Falando pausadamente contra o fundo neutro do chroma-key, num sutil gesto de distanciamento brechtiano, Berger desmontava o aparato armado em torno dos objetos de valor, lembrando que as reproduções tornam seus sentidos ambíguos. “Não quero sugerir que não haja nada para experimentar diante de obras de arte originais além de um senso de reverência por elas terem sobrevivido, serem genuínas e terem um valor absurdo
. Muito mais é possível. Mas apenas se a arte for despida do falso mistério e da falsa religiosidade que a cerca. Essa religiosidade, habitualmente ligada ao valor financeiro, mas sempre evocada em nome da cultura e da civilização, é de fato o que substitui aquilo que as pinturas perdem quando a câmera as torna reprodutíveis”. Esse era o escritor John Berger e seu poder de análise e síntese. Mesmo assim, é difícil imaginar um discurso como esse na televisão hoje.

Se o primeiro episódio da série tratava da reprodução, nos episódios seguintes Berger aprofundava seu escrutínio da tradição europeia da pintura a óleo, dirigindo sua análise para o uso da nu e seu machismo decorrente (“as figuras nuas não estão nuas como elas são, mas como as vemos”) e para as conexões entre arte e imagem publicitária. 

Meu episódio preferido da série é o terceiro, em que Berger enfoca as relações entre objeto de arte e mercadoria. Sua visão básica sobre o assunto era que a pintura a óleo, a partir de um certo momento na história (um momento que podemos identificar com a ascensão da burguesia), serve para celebrar e dar concretude à riqueza. Quando um burguês encomenda e compra uma pintura, ele compra também a aparência das coisas que aquela pintura representa – daí a opulência de retratos e naturezas-mortas, na origem da pintura de gênero. As pinturas passam a representar tesouros, e se tornar tesouros em si mesmas. “Galerias de arte são como palácios, mas também são como bancos. Quando fecham de noite, têm que ser vigiadas.” A consequência desse entendimento é colocar em xeque a própria missão civilizadora da arte europeia, da qual extraímos um Berger descolonizado: “Implícita na ascensão da cultura cristã-europeia está a destruição de outras culturas”, ele diz ao fazer a leitura do quadro Os embaixadores (1533), de Holbein. 

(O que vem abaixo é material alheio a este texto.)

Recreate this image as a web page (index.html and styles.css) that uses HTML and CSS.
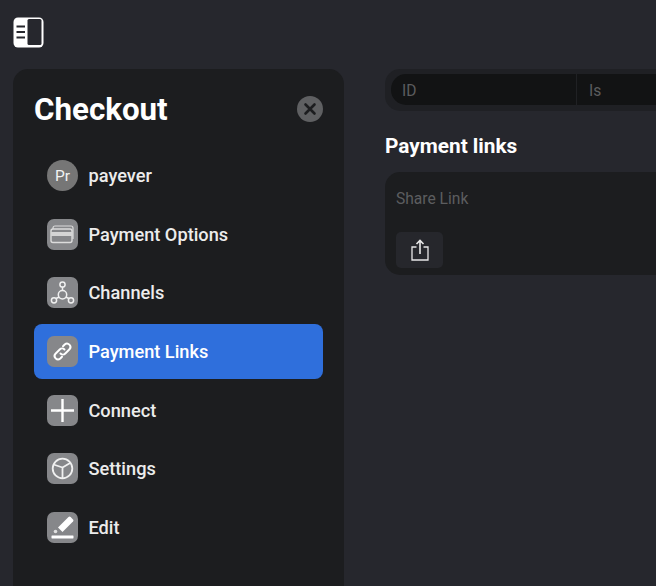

Além do ensaio, Berger dedicou boa parte de sua produção literária ao romance, entendendo sua prática como a de um contador de histórias – algo que podemos estender generosamente à sua própria posição como crítico e divulgador de ideias
. Vários de seus livros de ficção estão publicados no Brasil, o que oferece um campo fértil para seu leitor, mas boa parte de sua crítica se mantém inédita. A antologia de ensaios About looking, em que seu apetite cultural se volta para temas tão diversos quanto animais no zoológico, a escultura de Giacometti, fotografias de guerra e a diferença entre pintores “primitivos” e profissionais seriam um bom ponto de partida para a tradução de sua crítica.

A política de Berger é articulada do ponto de vista de uma agenda de intervenção no real e nunca no panfletarismo estéril. Sua voz militante é da maior pertinência na atual conjuntura. Num mundo que vai dar posse a um fascista autodeclarado como o homem mais poderoso deste mesmo mundo, artistas e ativistas culturais chamam por greve. Esse gesto encabeçado por nomes como Richard Serra, Cindy Sherman e Joan Jonas visa desnaturalizar a chegada de Trump ao poder – o mesmo que Berger fez décadas atrás com as pinturas canônicas. Entender as implicações desses fenômenos, e reconhecer que eles vêm sendo gerados há tempos, é nossa tarefa nesse aqui agora. Ler, ver e ouvir John Berger é mais necessário do que nunca.